Внезапно Надин осознала, что он здесь.

Поняла это до того, как он заговорил.

– Надин! – Мелодичный голос, наплывающий из сгущающейся темноты. Бесконечно мелодичный, последний штрих охватывающего ее ужаса. – Надин, Надин… как я люблю любить Надин.

Она повернулась и увидела его, именно так, как и предполагалось, иначе просто быть не могло. Он сидел на капоте старого седана «шевроле» (стоял ли он там мгновением раньше? Надин не знала наверняка, но сомневалась), скрестив ноги, его руки лежали на коленях, обтянутых вылинявшими джинсами. Он смотрел на нее и нежно улыбался. Но в его глазах нежности не было. Глаза однозначно свидетельствовали, что никакой нежности этот человек не испытывает. В них Надин видела черное ликование, пляшущее, будто ноги человека, только что вздернутого на виселице.

– Привет, – поздоровалась она. – Я здесь.

– Да. Наконец-то ты здесь. Как и обещано. – Его улыбка стала шире, он протянул к ней руки. Она взяла их и, когда потянулась к нему, ощутила исходящий от него испепеляющий жар. Он излучал этот жар, точно хорошо растопленная кирпичная печь. Его гладкие, без единой линии ладони легли на ее запястья, а потом сомкнулись на них, как наручники. – Ох, Надин, – прошептал он и наклонился, чтобы поцеловать ее. Она чуть повернула голову, глядя вверх на холодный огонь звезд, и поцелуй пришелся в углубление под челюстью, а не в губы. Но этим она его не провела.
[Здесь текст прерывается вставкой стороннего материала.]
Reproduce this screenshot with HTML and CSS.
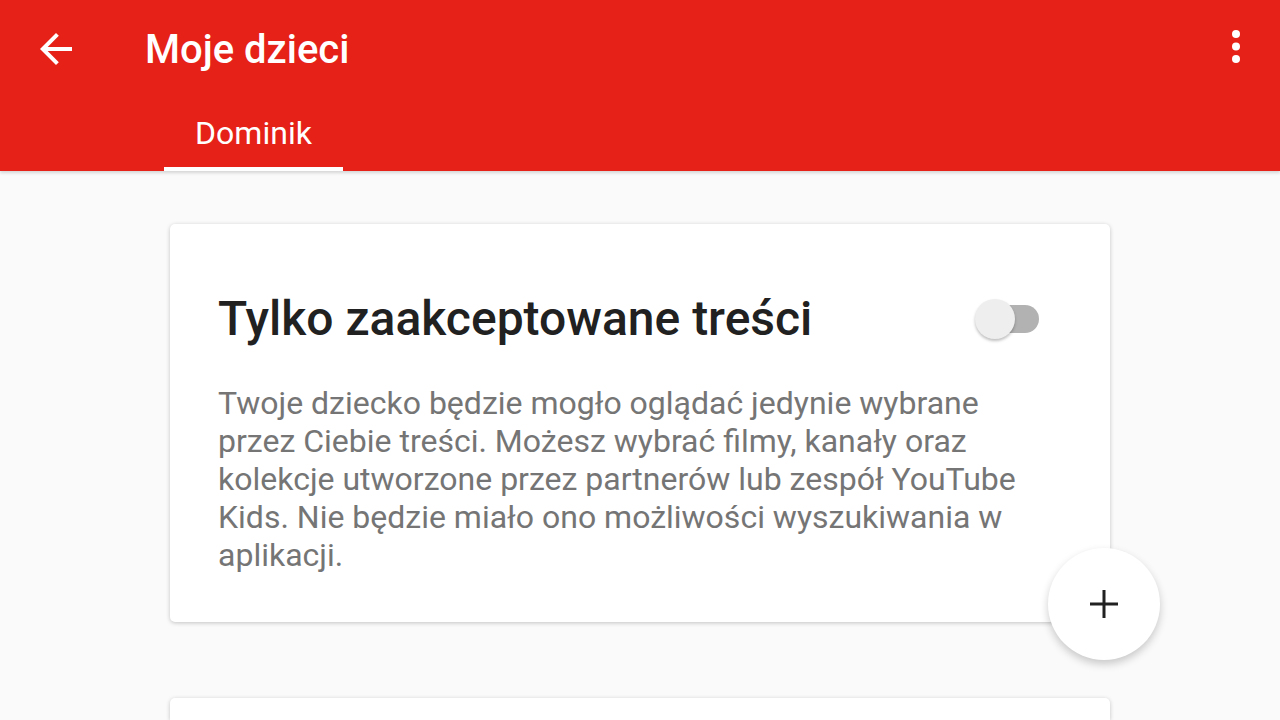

Кожей почувствовала его насмешливую ухмылку.

Он мне отвратителен, подумала она.

Однако отвращение было лишь чешуйчатой корочкой над чем-то более худшим – сгущенной и давно скрываемой похотью, вечным прыщом, который наконец-то вырастил головку и собирался выплеснуть зловонную жидкость, давно уже скисшую сладость. Его руки, скользившие по ее спине, обжигали почище солнца. Она прижалась к нему, и тут же тонкая расщелина между ее ног набухла, прибавила в размере и чувствительности. Шов слаксов мягко натирал ее, вызывая желание сунуть руку в трусы, чтобы избавиться от этого зуда, излечиться раз и навсегда.